For the last several years, the talk about Millennials and their rise in the workplace has littered blogs, newspapers, books, college classrooms and more. They are the most talked about generation since the baby boomers. For the first time in decades, three generations of people are coming together in the workplace and the youngest of them has created quite a stir. Among the talk about Millennials is the idea that they are conflict-averse. This article will explore that further.
MILLENNIALS AND TECHNOLOGY
Millennials are said to be both tech-savvy and tech-smitten. Millennials, and all of us really, now have the ability to communicate without ever actually talking to a person. If live communication is a skill, practice is necessary to hone it. Technology has removed the necessity for live conversations and therefore eliminated the practice needed to ensure we are doing it properly. When people have to face something they do not do often, like navigate conflict situations, it can be uncomfortable and easier to avoid than face.

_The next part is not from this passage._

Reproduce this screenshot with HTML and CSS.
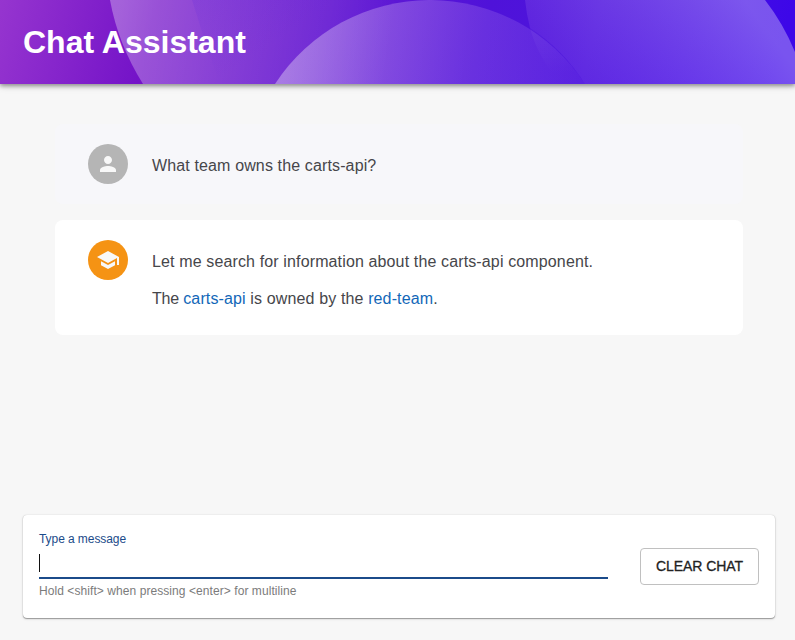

MILLENNIALS AND RELATIONSHIPS
Millennials also place a high value on harmony. They enjoy workplaces and relationships that are harmonious in nature. Studies are showing that millennials will place higher value on harmony and personal growth over cash benefits from their employer. The way they feel about their employer and the working relationships within matters greatly to them and they want to work in a place that feels good.
Couple a dependence upon technology which has resulted in a lack of in-person communication with a high desire for harmony and you have an entire group of people who many believe, are extremely conflict averse.
With three generations in the workplace, the oldest of which remembers the days before technology, this inability to navigate situations of dissent properly can be very frustrating. Even the gap in dependence upon technology between Generation X and Millennials is so great that those two groups often have a hard time understanding one another. Managing the expectations and conflict styles of all three can be challenging for even the most seasoned of HR professionals.
Workplaces need conflict. They need employees who are comfortable with dissent and can navigate conflict situations appropriately. It is an important component of growth. Leaders can bridge the gap between these three generations by modeling effective forms of communication including conflict. Leaders should be clear that constructive conflict is encouraged and expected as an effective instigator of needed change. The best solution for any behavior that leaders are trying to overcome is to model the desired behavior, praise that behavior in public whenever possible and coach to opposite behavior in private. Any employee who verbally voices concerns or properly navigates conflict situations should be encouraged and applauded consistently. Further, it’s critical these situations be captured in a system, even if they seem small at the time. Many Millennials are quick to leverage social media if they don’t feel heard, so take the proactive step of building a report that shows employees with greater than three cases in the last 60 days (or whatever metric makes sense for your business). The point is to build awareness of potential issues before they escalate.
Leaders can also coach and encourage Millennials to voice their concerns in a way that is comfortable for them. Millennials may be quick to create groups on social sites among peers or use online channels to voice concerns. While this concept may be opposite to the cultural norms that came before it, it is becoming more and more accepted among the newer generations. Leaders should be sensitive to those channels and not discredit their value. Older generations can be encouraged to join these channels and use them as an additional form of communication.
Whether it is true that Millennials are conflict averse or not is still up for debate. Regardless, leaders should always encourage and demonstrate, no matter the medium, proper communication; employees will look to the leaders and emulate what they see. While their natural preference may be conflict avoidance, proper coaching and encouragement can guide them into proper communication and conflict resolution.